On 25 May, the Senate Foreign Relations Committee voted 18-3 to pass S. 722, the Countering Iran’s Destabilizing Activities Act of 2017 (CIDA Act). If enacted, the CIDA Act would create new sanctions against Iran with respect to ballistic missiles and the sale of prohibited arms.
The sanctions measures in the CIDA Act are ostensibly mandatory, but the Executive Branch would retain broad discretion in making necessary determinations to trigger the sanctions. The bill would authorise discretionary sanctions for abuses of human rights, although these are largely duplicative of those already authorized under the Global Magnitsky Human Rights Accountability Act. The bill would also direct the President to impose terrorist-related sanctions against Iran’s Islamic Revolutionary Guard Corps (IRGC), a provision similar to a proposal being considered by the Trump Administration to designate the IRGC as a foreign terrorist organisation. Such terrorism-related designations would have limited legal and practical effects, and are reportedly opposed by US defence and intelligence officials. The bill also contains exceptions to the authorised sanctions, including for certain humanitarian purposes, and a national security waiver provision allowing the President to waive the imposition of sanctions on a case-by-case basis.

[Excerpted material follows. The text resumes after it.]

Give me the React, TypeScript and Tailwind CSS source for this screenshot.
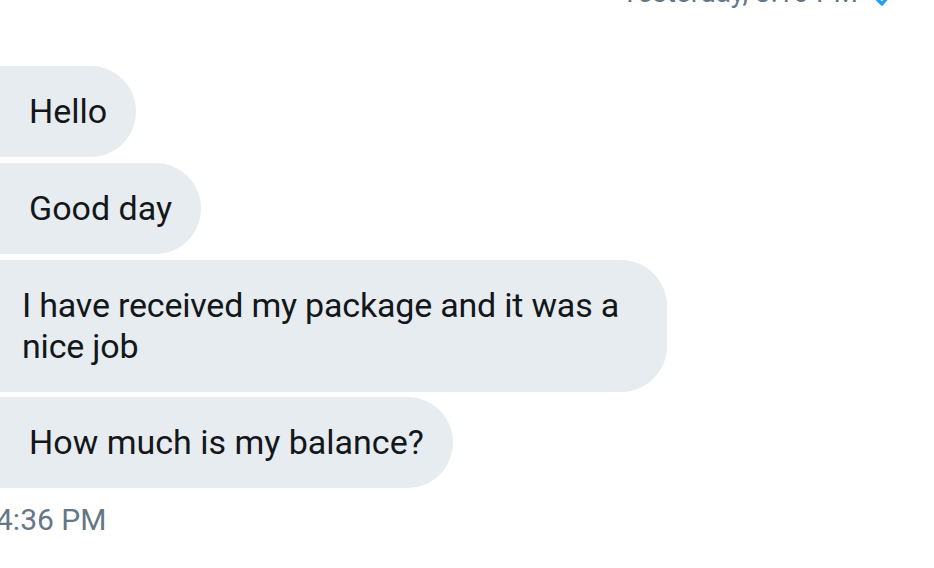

In addition to economic sanctions, the CIDA Act contains various investigation and reporting provisions. The Act calls on the Secretaries of State, Defense and the Treasury, as well as the Director of National Intelligence, to develop a strategy for deterring conventional and asymmetric Iranian activities that directly threaten the US and its allies. It would also require reports from the Executive Branch on (1) the level of coordination between the US and the European Union on their respective sanctions programmes, and (2) US citizens currently detained by Iran or groups supported by the country.